Even if the sub-threshold operation had a telling effect, you just don't have an option to move it to strong inversion by decreasing the pass transistor width (or heavy bleed current) without reducing the peak operational current greatly (or highly inefficient regulator).
You could rather try some of the known techniques to improve load transient response.
1. Rincon-Mora G, Allen P (1998a) A low-voltage, low quiescent current, low drop-out regulator.

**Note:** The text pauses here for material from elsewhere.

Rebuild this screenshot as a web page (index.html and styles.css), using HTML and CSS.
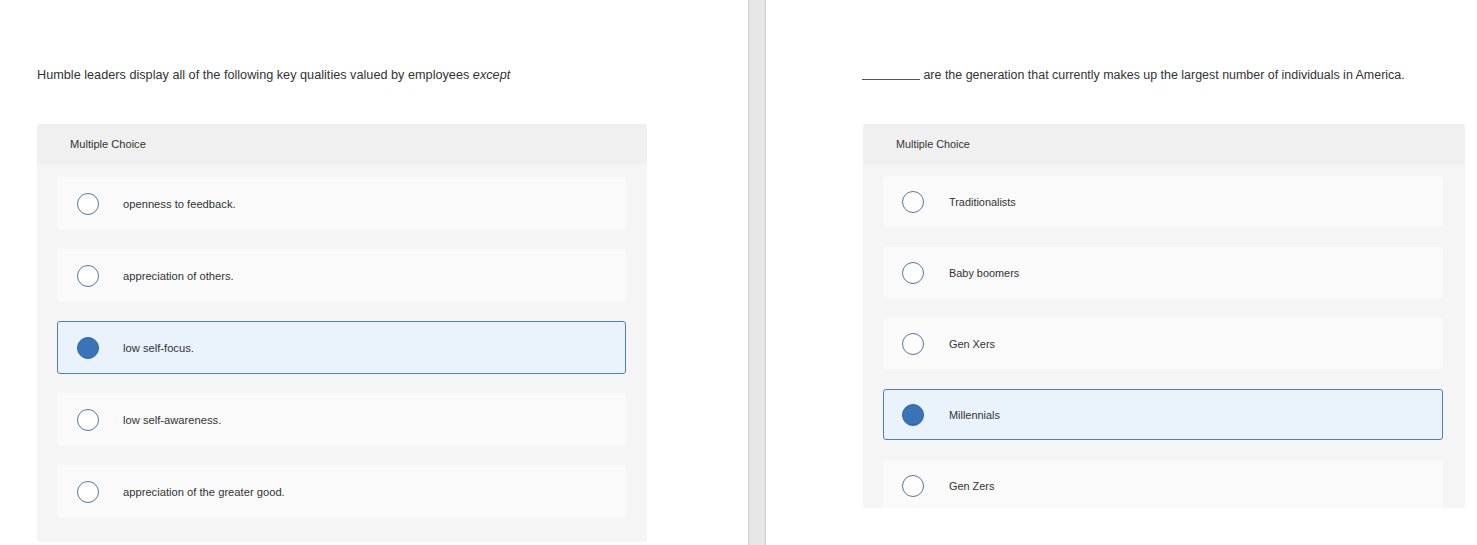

IEEE J Solid-State Circuits 33(1):36–44, DOI 10.1109/4.654935
2. Al-Shyoukh M, Lee H, Perez R (2007) A transient-enhanced low-quiescent current low-dropout
regulator with buffer impedance attenuation. IEEE J Solid-State Circuits 42(8):1732–1742,
DOI 10.1109/JSSC.2007.900281
3. Oh W, Bakkaloglu B (2007) A CMOS low-dropout regulator with current-mode feedback buffer
amplifier. IEEE Trans Circuits Syst II, Express Briefs 54(10):922–926, DOI 10.1109/TCSII.
2007.901621
4. Hazucha P, Karnik T, Bloechel B, Parsons C, Finan D, Borkar S (2005) Area-efficient linear
regulator with ultra-fast load regulation. IEEE J Solid-State Circuits 40(4):933–940, DOI
10.1109/JSSC.2004.842831
5. Man TY, Mok P, Chan M (2007) A high slew-rate pushpull output amplifier for low-quiescent
current low-dropout regulators with transient-response improvement. IEEE Trans Circuits Syst
II, Express Briefs 54(9):755–759, DOI 10.1109/TCSII.2007.900347
First confirm that you have a real issue at your hands, as this behavior is expected and goes well with most applications.
Alertlinks, Im not sure how your circuit would solve the problem here, if I'm right, it can only exacerbate it.